Bag of tricks empty?

There are clear signs that easy life has turned tough on Nigeria's con men and that 419 scammers – after the Nigerian Penal code fraud section - are struggling to make money. Some reports out of Africa seem to confirm that the bogus appeals are falling on stony ground. There's too much publicity about 419 these days. People are catching on.

Sure, we still get dozens of email appeals, typically written in capital letters, but we also notice a couple of differences.

These days, Nigerian scammers are struggling to communicate with their victims. Fraudsters used to open up webmail accounts at random, but lately these accounts are typically closed after a day or so, as recipients complain to ISPs more frequently. Most scammers therefore open an account with one webmail service and ask their victims to reply to a second webmail address, hoping that this account will go unnoticed.

Not so. In particular Yahoo! and Hotmail go to great lengths to shut every scam account.

Increasingly, scammers divert to more obscure webmail services. In the past couple of weeks we have received scam letters from Elvis.com, Irangate.com and Handbag.com. How would you answer to a business proposal from someone at Elvis.com? One for the money, two for the show?

Yesterday we received a totally-new shift to the 419 appeal.

'This letter can only define Nigeria Scam, a.k.a 419' the subject read.

'As we all know, top government officials do loot funds out of the country with non-residence foreigners.
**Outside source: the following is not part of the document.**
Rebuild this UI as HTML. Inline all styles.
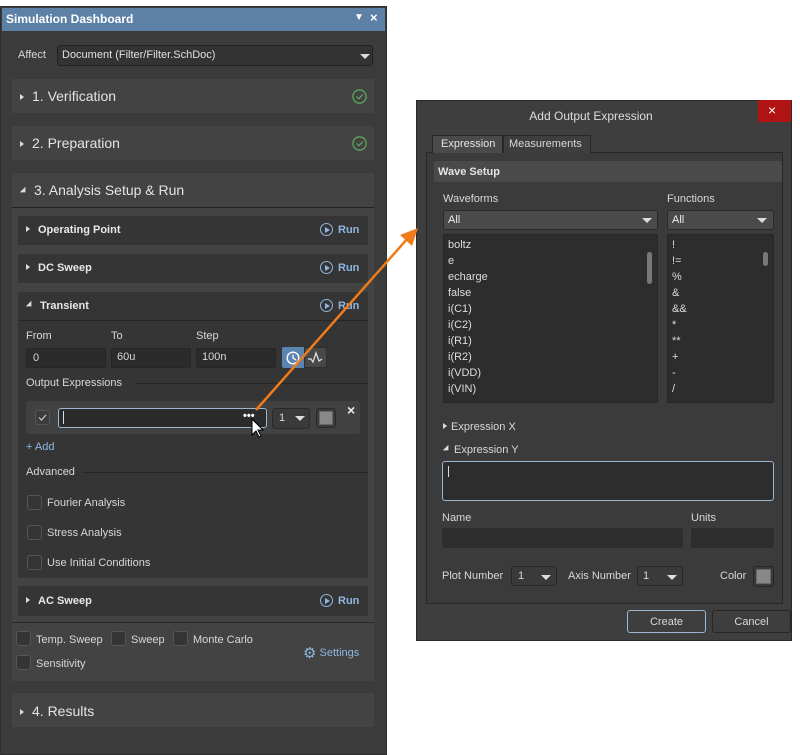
<!DOCTYPE html>
<html><head><meta charset="utf-8"><style>
*{box-sizing:border-box;margin:0;padding:0}
body{width:800px;height:755px;background:#fff;position:relative;overflow:hidden;font-family:"Liberation Sans",sans-serif;font-size:11px;color:#d8d8d8}
.a{position:absolute}
.t{position:absolute;white-space:nowrap}
.card{position:absolute;background:#434343}
.sub{position:absolute;background:#353535}
.inp{position:absolute;background:#2b2b2b;border:1px solid #262626;border-radius:2px}
.cb{position:absolute;width:15px;height:15px;border:1px solid #555;background:#353535;border-radius:3px}
.run{position:absolute;color:#8fb6e0;font-weight:bold;font-size:11px}
.run span{display:inline-block;width:13px;height:13px;border:1.3px solid #8fb6e0;border-radius:50%;vertical-align:-3px;margin-right:5px;position:relative}
.run span:after{content:"";position:absolute;left:4px;top:2.5px;border-left:5px solid #8fb6e0;border-top:3.5px solid transparent;border-bottom:3.5px solid transparent}
.tri{display:inline-block;width:0;height:0;border-left:4px solid #ddd;border-top:3.5px solid transparent;border-bottom:3.5px solid transparent;margin-right:8px;vertical-align:1px}
.trd{display:inline-block;width:0;height:0;border-top:4px solid #ddd;border-left:4px solid transparent;border-right:4px solid transparent;transform:rotate(-45deg);margin-right:6px;vertical-align:2px}
.dd{position:absolute;width:0;height:0;border-top:5px solid #ddd;border-left:5px solid transparent;border-right:5px solid transparent}
.chk{position:absolute;width:15px;height:15px}
.h14{font-size:14px;color:#e4e4e4}
.lst div{height:16px;line-height:16px}
</style></head><body>
<div class="a" style="left:0;top:6px;width:387px;height:749px;background:#3b3b3b;border:1px solid #2e2e2e"></div>
<div class="a" style="left:2px;top:8px;width:383px;height:23px;background:#5d80a6"></div>
<div class="t" style="left:6px;top:12px;font-size:12px;font-weight:bold;color:#fff">Simulation Dashboard</div>
<div class="t" style="left:354px;top:12px;font-size:10px;color:#fff">▼</div>
<div class="t" style="left:370px;top:10px;font-size:13px;font-weight:bold;color:#fff">×</div>
<div class="t" style="left:18px;top:49px">Affect</div>
<div class="a" style="left:57px;top:45px;width:316px;height:21px;background:#333;border:1px solid #222;border-radius:3px"></div>
<div class="t" style="left:62px;top:49px;color:#e0e0e0">Document (Filter/Filter.SchDoc)</div>
<div class="dd" style="left:360px;top:54px"></div>

<div class="card" style="left:12px;top:79px;width:362px;height:34px"></div>
<div class="t h14" style="left:20px;top:88px"><span class="tri"></span>1. Verification</div>
<svg class="chk" style="left:352px;top:89px" viewBox="0 0 15 15"><circle cx="7.5" cy="7.5" r="6.6" fill="none" stroke="#5cae5c" stroke-width="1.2"/><path d="M4.5 7.5 L6.8 9.8 L10.7 5.6" fill="none" stroke="#5cae5c" stroke-width="1.2"/></svg>
<div class="card" style="left:12px;top:126px;width:362px;height:34px"></div>
<div class="t h14" style="left:20px;top:135px"><span class="tri"></span>2. Preparation</div>
<svg class="chk" style="left:352px;top:136px" viewBox="0 0 15 15"><circle cx="7.5" cy="7.5" r="6.6" fill="none" stroke="#5cae5c" stroke-width="1.2"/><path d="M4.5 7.5 L6.8 9.8 L10.7 5.6" fill="none" stroke="#5cae5c" stroke-width="1.2"/></svg>

<div class="card" style="left:12px;top:173px;width:362px;height:508px"></div>
<div class="t h14" style="left:20px;top:182px"><span class="trd"></span>3. Analysis Setup &amp; Run</div>
<div class="a" style="left:12px;top:207px;width:362px;height:1px;background:#222"></div>

<div class="sub" style="left:18px;top:216px;width:350px;height:29px"></div>
<div class="t" style="left:26px;top:224px;font-weight:bold;color:#e8e8e8"><span class="tri"></span>Operating Point</div>
<div class="run" style="left:320px;top:223px"><span></span>Run</div>
<div class="sub" style="left:18px;top:254px;width:350px;height:29px"></div>
<div class="t" style="left:26px;top:262px;font-weight:bold;color:#e8e8e8"><span class="tri"></span>DC Sweep</div>
<div class="run" style="left:320px;top:261px"><span></span>Run</div>
<div class="sub" style="left:18px;top:292px;width:350px;height:286px"></div>
<div class="t" style="left:26px;top:300px;font-weight:bold;color:#e8e8e8"><span class="trd"></span>Transient</div>
<div class="run" style="left:320px;top:299px"><span></span>Run</div>
<div class="a" style="left:18px;top:320px;width:350px;height:1px;background:#262626"></div>
<div class="t" style="left:26px;top:330px">From</div>
<div class="t" style="left:111px;top:330px">To</div>
<div class="t" style="left:196px;top:330px">Step</div>
<div class="inp" style="left:26px;top:348px;width:80px;height:20px"></div>
<div class="t" style="left:33px;top:352px">0</div>
<div class="inp" style="left:111px;top:348px;width:80px;height:20px"></div>
<div class="t" style="left:117px;top:351px">60u</div>
<div class="inp" style="left:196px;top:348px;width:80px;height:20px"></div>
<div class="t" style="left:202px;top:351px">100n</div>
<div class="a" style="left:282px;top:347px;width:22px;height:21px;background:#5b84b0;border-radius:2px 0 0 2px"></div>
<svg class="a" style="left:286px;top:351px" width="14" height="14"><circle cx="7" cy="7" r="5.8" fill="none" stroke="#fff" stroke-width="1.4"/><path d="M7 3.5 L7 7 L10 9" fill="none" stroke="#fff" stroke-width="1.3"/></svg>
<div class="a" style="left:304px;top:347px;width:23px;height:21px;background:#484848;border:1px solid #2e2e2e;border-radius:0 2px 2px 0"></div>
<svg class="a" style="left:307px;top:351px" width="16" height="13"><path d="M1 8 L4 8 L6 11 L9 2 L12 10 L15 8" stroke="#ddd" stroke-width="1.3" fill="none"/></svg>
<div class="t" style="left:26px;top:377px">Output Expressions</div>
<div class="a" style="left:135px;top:383px;width:233px;height:1px;background:#262626"></div>
<div class="a" style="left:26px;top:401px;width:334px;height:33px;background:#414141;border-radius:3px"></div>
<div class="cb" style="left:35px;top:410px;background:#3c3c3c"></div>
<svg class="a" style="left:37px;top:412px" width="11" height="11"><path d="M2 5.5 L4.5 8 L9 3" fill="none" stroke="#ccc" stroke-width="1.2"/></svg>
<div class="a" style="left:58px;top:408px;width:209px;height:20px;background:#2b2b2b;border:1px solid #9ab7d4;border-radius:3px"></div>
<div class="a" style="left:63px;top:411px;width:1px;height:13px;background:#ddd"></div>
<div class="t" style="left:243px;top:410px;font-weight:bold;color:#fff">•••</div>
<div class="a" style="left:272px;top:408px;width:38px;height:21px;background:#3a3a3a;border:1px solid #2a2a2a;border-radius:3px"></div>
<div class="t" style="left:279px;top:412px">1</div>
<div class="dd" style="left:295px;top:416px"></div>
<div class="a" style="left:316px;top:408px;width:20px;height:20px;border:1px solid #2a2a2a;background:#3a3a3a;border-radius:3px"></div>
<div class="a" style="left:319px;top:411px;width:14px;height:14px;background:#888;border:1px solid #666"></div>
<div class="t" style="left:347px;top:402px;font-size:14px;font-weight:bold;color:#eee">×</div>
<div class="t" style="left:26px;top:441px;color:#8fb6e0">+ Add</div>
<div class="t" style="left:26px;top:466px">Advanced</div>
<div class="a" style="left:83px;top:472px;width:285px;height:1px;background:#262626"></div>
<div class="cb" style="left:27px;top:495px"></div><div class="t" style="left:47px;top:497px">Fourier Analysis</div>
<div class="cb" style="left:27px;top:525px"></div><div class="t" style="left:47px;top:527px">Stress Analysis</div>
<div class="cb" style="left:27px;top:555px"></div><div class="t" style="left:47px;top:557px">Use Initial Conditions</div>
<div class="sub" style="left:18px;top:586px;width:350px;height:30px"></div>
<div class="t" style="left:26px;top:595px;font-weight:bold;color:#e8e8e8"><span class="tri"></span>AC Sweep</div>
<div class="run" style="left:320px;top:594px"><span></span>Run</div>
<div class="a" style="left:12px;top:622px;width:362px;height:1px;background:#2a2a2a"></div>
<div class="cb" style="left:16px;top:631px"></div><div class="t" style="left:36px;top:634px">Temp. Sweep</div>
<div class="cb" style="left:111px;top:631px"></div><div class="t" style="left:131px;top:634px">Sweep</div>
<div class="cb" style="left:173px;top:631px"></div><div class="t" style="left:193px;top:634px">Monte Carlo</div>
<div class="cb" style="left:16px;top:655px"></div><div class="t" style="left:36px;top:658px">Sensitivity</div>
<div class="t" style="left:303px;top:644px;color:#8fb6e0;font-size:11px"><span style="font-size:15px;vertical-align:-2px">⚙</span> Settings</div>
<div class="card" style="left:12px;top:693px;width:362px;height:34px"></div>
<div class="t h14" style="left:20px;top:703px"><span class="tri"></span>4. Results</div>

<div class="a" style="left:416px;top:100px;width:376px;height:541px;background:#3e3e3e;border:1px solid #2a2a2a"></div>
<div class="t" style="left:416px;top:109px;width:350px;text-align:center;font-size:12px;color:#ddd">Add Output Expression</div>
<div class="a" style="left:758px;top:100px;width:33px;height:22px;background:#b01313"></div>
<div class="t" style="left:768px;top:102px;font-size:14px;color:#fff">×</div>
<div class="a" style="left:426px;top:152px;width:357px;height:452px;border:1px solid #262626;background:#3b3b3b"></div>
<div class="a" style="left:432px;top:135px;width:71px;height:18px;background:#4a4a4a;border:1px solid #262626;border-bottom:none"></div>
<div class="t" style="left:441px;top:138px;color:#e4e4e4">Expression</div>
<div class="a" style="left:503px;top:135px;width:88px;height:18px;background:#3e3e3e;border:1px solid #262626;border-bottom:none"></div>
<div class="t" style="left:509px;top:138px">Measurements</div>
<div class="a" style="left:434px;top:161px;width:348px;height:21px;background:#4a4a4a;border-radius:2px"></div>
<div class="t" style="left:438px;top:166px;font-weight:bold;color:#e4e4e4">Wave Setup</div>
<div class="t" style="left:443px;top:193px">Waveforms</div>
<div class="t" style="left:667px;top:193px">Functions</div>
<div class="a" style="left:443px;top:210px;width:215px;height:20px;background:#4a4a4a;border:1px solid #2a2a2a;border-radius:2px"></div>
<div class="t" style="left:448px;top:214px;color:#eee">All</div>
<div class="dd" style="left:642px;top:218px"></div>
<div class="a" style="left:667px;top:210px;width:107px;height:20px;background:#4a4a4a;border:1px solid #2a2a2a;border-radius:2px"></div>
<div class="t" style="left:672px;top:214px;color:#eee">All</div>
<div class="dd" style="left:757px;top:218px"></div>
<div class="a" style="left:443px;top:234px;width:215px;height:169px;background:#2d2d2d;border:1px solid #262626;border-radius:2px"></div>
<div class="a lst" style="left:448px;top:237px;color:#ddd">
<div>boltz</div><div>e</div><div>echarge</div><div>false</div><div>i(C1)</div><div>i(C2)</div><div>i(R1)</div><div>i(R2)</div><div>i(VDD)</div><div>i(VIN)</div></div>
<div class="a" style="left:647px;top:252px;width:5px;height:32px;background:#777;border-radius:3px"></div>
<div class="a" style="left:667px;top:234px;width:107px;height:169px;background:#2d2d2d;border:1px solid #262626;border-radius:2px"></div>
<div class="a lst" style="left:672px;top:237px;color:#ddd">
<div>!</div><div>!=</div><div>%</div><div>&amp;</div><div>&amp;&amp;</div><div>*</div><div>**</div><div>+</div><div>-</div><div>/</div></div>
<div class="a" style="left:763px;top:252px;width:5px;height:14px;background:#777;border-radius:3px"></div>
<div class="t" style="left:443px;top:421px"><span class="tri" style="margin-right:4px"></span>Expression X</div>
<div class="t" style="left:443px;top:444px"><span class="trd" style="margin-right:3px"></span>Expression Y</div>
<div class="a" style="left:442px;top:461px;width:332px;height:40px;background:#2d2d2d;border:1px solid #9ab7d4;border-radius:3px"></div>
<div class="a" style="left:448px;top:466px;width:1px;height:11px;background:#ddd"></div>
<div class="t" style="left:442px;top:512px">Name</div>
<div class="t" style="left:691px;top:512px">Units</div>
<div class="a" style="left:442px;top:528px;width:241px;height:20px;background:#2d2d2d;border-radius:3px"></div>
<div class="a" style="left:691px;top:528px;width:83px;height:20px;background:#2d2d2d;border-radius:3px"></div>
<div class="t" style="left:442px;top:570px">Plot Number</div>
<div class="a" style="left:511px;top:566px;width:46px;height:20px;background:#3a3a3a;border:1px solid #262626;border-radius:3px"></div>
<div class="t" style="left:518px;top:570px">1</div><div class="dd" style="left:541px;top:575px"></div>
<div class="t" style="left:568px;top:570px">Axis Number</div>
<div class="a" style="left:637px;top:566px;width:46px;height:20px;background:#3a3a3a;border:1px solid #262626;border-radius:3px"></div>
<div class="t" style="left:643px;top:570px">1</div><div class="dd" style="left:667px;top:575px"></div>
<div class="t" style="left:720px;top:570px">Color</div>
<div class="a" style="left:753px;top:566px;width:21px;height:21px;border:1px solid #262626;background:#3a3a3a;border-radius:3px"></div>
<div class="a" style="left:756px;top:569px;width:15px;height:15px;background:#888;border:1px solid #666"></div>
<div class="a" style="left:627px;top:610px;width:79px;height:23px;background:#3e3e3e;border:1px solid #9ab7d4;border-radius:3px"></div>
<div class="t" style="left:627px;top:616px;width:79px;text-align:center">Create</div>
<div class="a" style="left:712px;top:610px;width:79px;height:23px;background:#3e3e3e;border:1px solid #262626;border-radius:3px"></div>
<div class="t" style="left:712px;top:616px;width:79px;text-align:center">Cancel</div>

<svg class="a" style="left:0;top:0" width="800" height="755">
<line x1="256" y1="410" x2="408" y2="238" stroke="#f07b1a" stroke-width="2.5"/>
<polygon points="418,228 400,235 412,246" fill="#f07b1a"/>
<path d="M252 419 L252 435 L256 431 L259 437 L261 436 L258 430 L263 430 Z" fill="#fff" stroke="#000" stroke-width="1"/>
</svg>
</body></html>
These funds are discovered sums in some commercial banks belonging to some deceased foreign customers or from sum over invoiced sums emanated from sum contracts awarded over a period of time. When they attempt and fail, the world hears in the news as Nigeria fraud/scam, but when they succeed, nobody or newspapers writes it.

This trade is huge here and people are making lots of money out there in most foreign countries. Though the government is mapping out sophisticated strategies to checkmate their unauthorized intruders. From the president to the cleaner in the house, they are all into this trade. Go and read about Abacha, the former late head of state. Even the so-called present head is still in it.

The point I am making is nothing more than asking you to handle a pure deal of approximately USD$50,000,000.00, which will take approximately two weeks to conclude from here. Then the funds clear in any account of yours after 72hrs upon the remittance.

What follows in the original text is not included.